I still remember the first day I saw a real rainbow, it was in New Jersey while eating with my mom, I was 4 years old then. After that, I’ve always had this fixation with rainbows, I try to get my hands on anything that has numerous colors — that probably explains my huge collection of Lisa Frank folders, notebooks, stickers, sand art…
I was suppose to go to the dentist yesterday in the afternoon, but there was so much traffic and I just really didn’t feel like going — my laziness yesterday won me an appointment for today at 1:30 pm –. So when I got home after lunch, having no plans for Friday night (how inappropriate for someone of my age), I decided to pursue this project that’s been on my to do list for over a year now.

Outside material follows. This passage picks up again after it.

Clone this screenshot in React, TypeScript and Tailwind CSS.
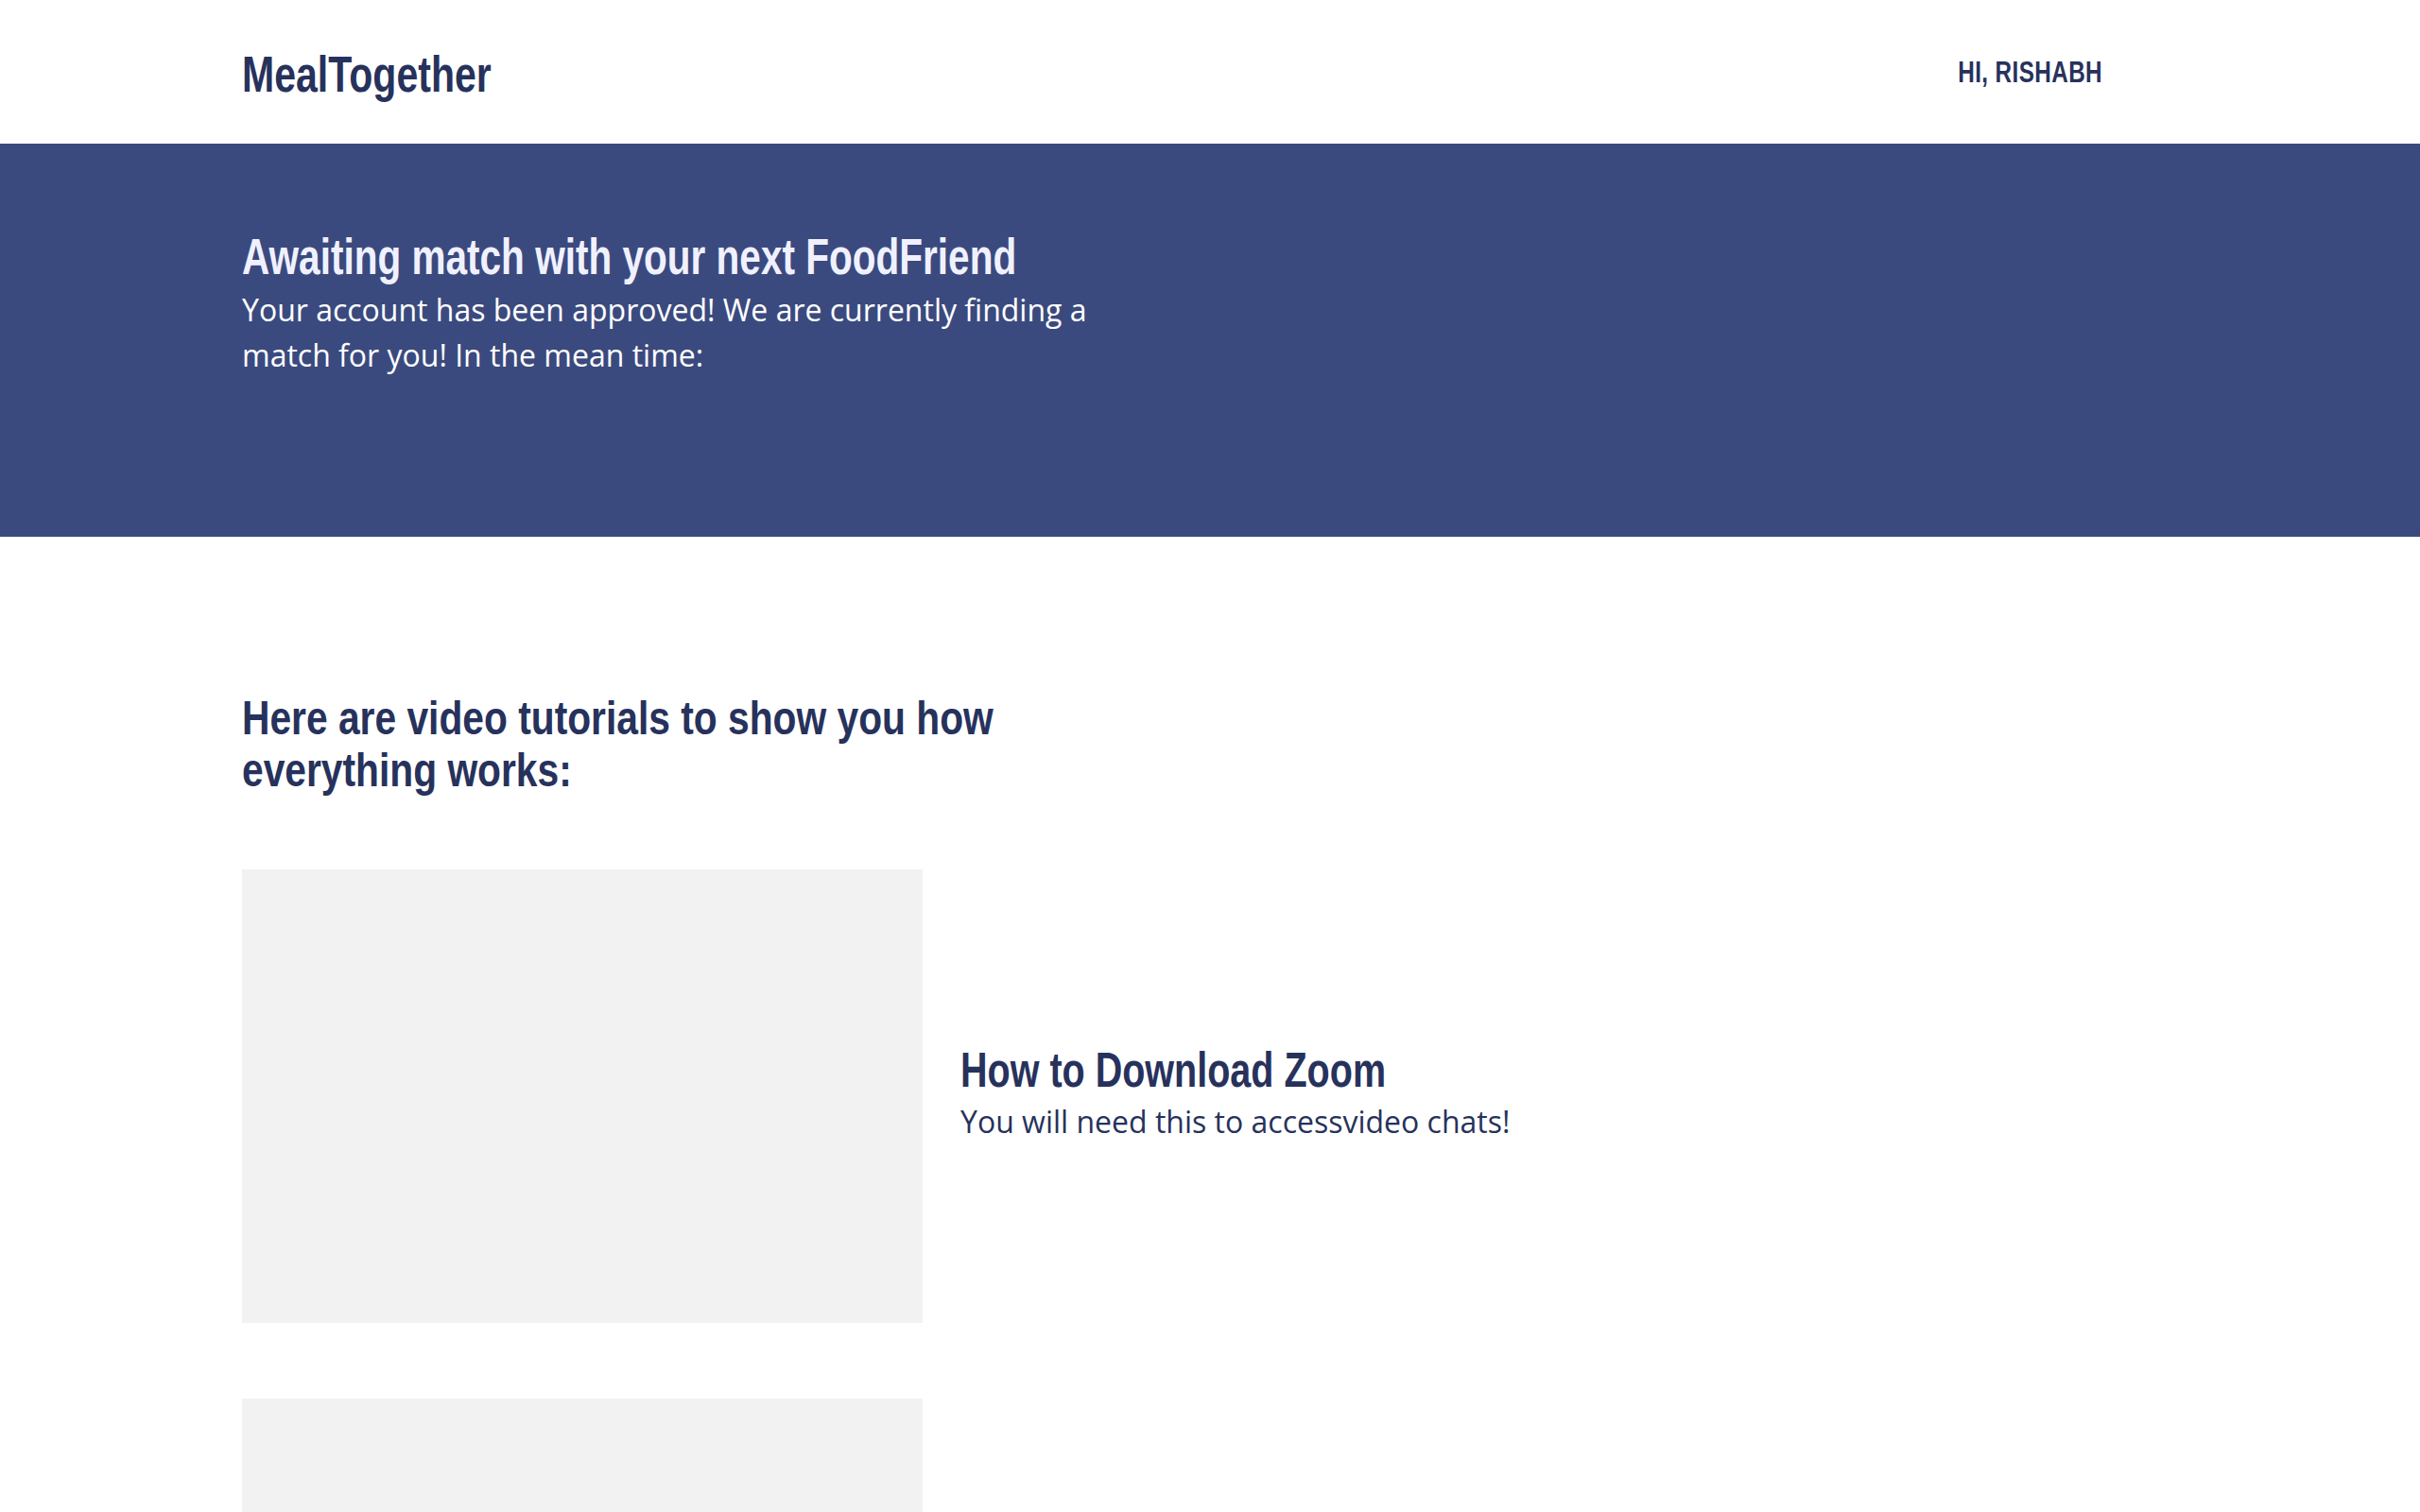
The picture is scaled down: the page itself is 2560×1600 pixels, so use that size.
// condensed display face: Liberation Sans Bold squeezed horizontally
const display = "font-['Liberation_Sans',Arial,sans-serif] font-bold";

const tutorials = [
  { title: "How to Download Zoom", text: "You will need this to accessvideo chats!" },
  { title: "", text: "" },
];

const App = () => {
  return (
    <div className="min-h-screen bg-white font-['Open_Sans',sans-serif] text-[#27325c]">
      <header className="h-[152px] flex items-center justify-between pl-[256px] pr-[336px]">
        <h1 className={`${display} mt-[4px] text-[54px] leading-none origin-left scale-x-[0.76]`}>MealTogether</h1>
        <nav className={`${display} text-[32px] leading-none uppercase tracking-[0.5px] origin-right scale-x-[0.76]`}>
          Hi, Rishabh
        </nav>
      </header>

      <section className="bg-[#3b4a7e] pl-[256px] pt-[88px] pb-[168px]">
        <div className="w-[930px]">
          <h2
            className={`${display} w-[1216px] whitespace-nowrap text-[53px] leading-[1.2] text-[#f0f1ff] origin-left scale-x-[0.765]`}
          >
            Awaiting match with your next FoodFriend
          </h2>
          <p className="text-[32px] leading-[48px] text-white">
            Your account has been approved! We are currently finding a match for you! In the mean time:
          </p>
        </div>
      </section>

      <main className="pl-[256px] pt-[165px] pb-20">
        <h2 className={`${display} w-[1148px] text-[50px] leading-[55px] origin-left scale-x-[0.815]`}>
          Here are video tutorials to show you how everything works:
        </h2>

        <div className="mt-[77px] flex flex-col gap-20">
          {tutorials.map((t, i) => (
            <div key={i} className="flex items-center gap-10">
              <div className="w-[720px] h-[480px] bg-[#f2f2f2] shrink-0" />
              {t.title && (
                <div className="mb-[7px]">
                  <h3 className={`${display} whitespace-nowrap text-[52px] leading-[1.2] origin-left scale-x-[0.76]`}>
                    {t.title}
                  </h3>
                  <p className="text-[32px] leading-[48px]">{t.text}</p>
                </div>
              )}
            </div>
          ))}
        </div>
      </main>
    </div>
  );
};

export default App;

This was almost an Odyssey to complete in one night, I’ve never done a layer cake before (need I mention it was a 6 layer cake), and my mum usually gets very annoyed when I suddenly start baking in the middle of the afternoon, so she was yelling all night which made me sad, making it much harder to finish. Luckily, when my mom got a look at the final product, she smiled.
It’s actually a very visually striking cake (my family and I agreed it looked like a giant snowball on the outside, but nothing compares to the looks on their faces when they saw the inside). Unfortunately I can’t say the same about the taste, I tried modifying the recipe a bit — as in cutting the sugar by half, I do this in every recipe for baked goods — and the cake turned out tasting like salt and baking soda. The only thing that kind of keeps it together is the cream cheese frosting, my sisters ended up eating the outside of the cake only (because it tasted better of course).
Adapted from 17 and baking
You’ll have to make this recipe twice
2 1/4 c cake flour
1 tbs baking powder
1/2 tsp salt
1 1/4 c whole milk
1/2 c of sugar (I’ll be using 3/4 c next time)
2 tsp grated lemon zest
100g of butter, softened
1/2 tsp pure lemon extract
Gel food coloring
Preheat the oven to 375 degrees F and put a rack in the middle or upper third of the oven. Butter and flour three round pans.
Sift together the flour, baking powder, and salt. In another bowl, whisk together the eggs and whole milk.
Cream the butter, zest, and sugar in a mixer on medium speed for a full 3 minutes until very light and fluffy. Beat in the lemon extract, then add 1/3 of the flour mixture, still on medium speed.
Beat in half of the egg-buttermilk mixture, then half of the remaining flour mixture, then the last of the egg-buttermilk mixture, and finally the last of the flour, beating until the batter is smooth. Beat the entire batter on medium high for two minutes until completely smooth and mixed.
Divide the batter in three. Dye each batter a different color of the rainbow and scrape into the three pans. Bake 12 minutes, rotating halfway through, or until a thin knife inserted in the middle comes out clean. Cool in the pans five minutes, then turn out onto a cooling rack.
Cream Cheese Frosting
Adapted from 17 and baking
450g of cream cheese
60g of butter, softened
6 tsp vanilla extract
3/4 c of powdered sugar
Beat the cream cheese, butter, and extract together until combined. Gradually beat in the powdered sugar until the desired consistency is reached.
Assembling the cake: Set the purple layer on top of a round plate, spread a thin layer of apricot jelly and a thin layer of cream cheese frosting. Top with the blue layer, spread some apricot jelly and cream cheese frosting. Repeat with the remaining layers. Cover the entire cake with the rest of the frosting and use a sifter to spread the shredded coconut evenly on top of the cake. Keep refrigerated.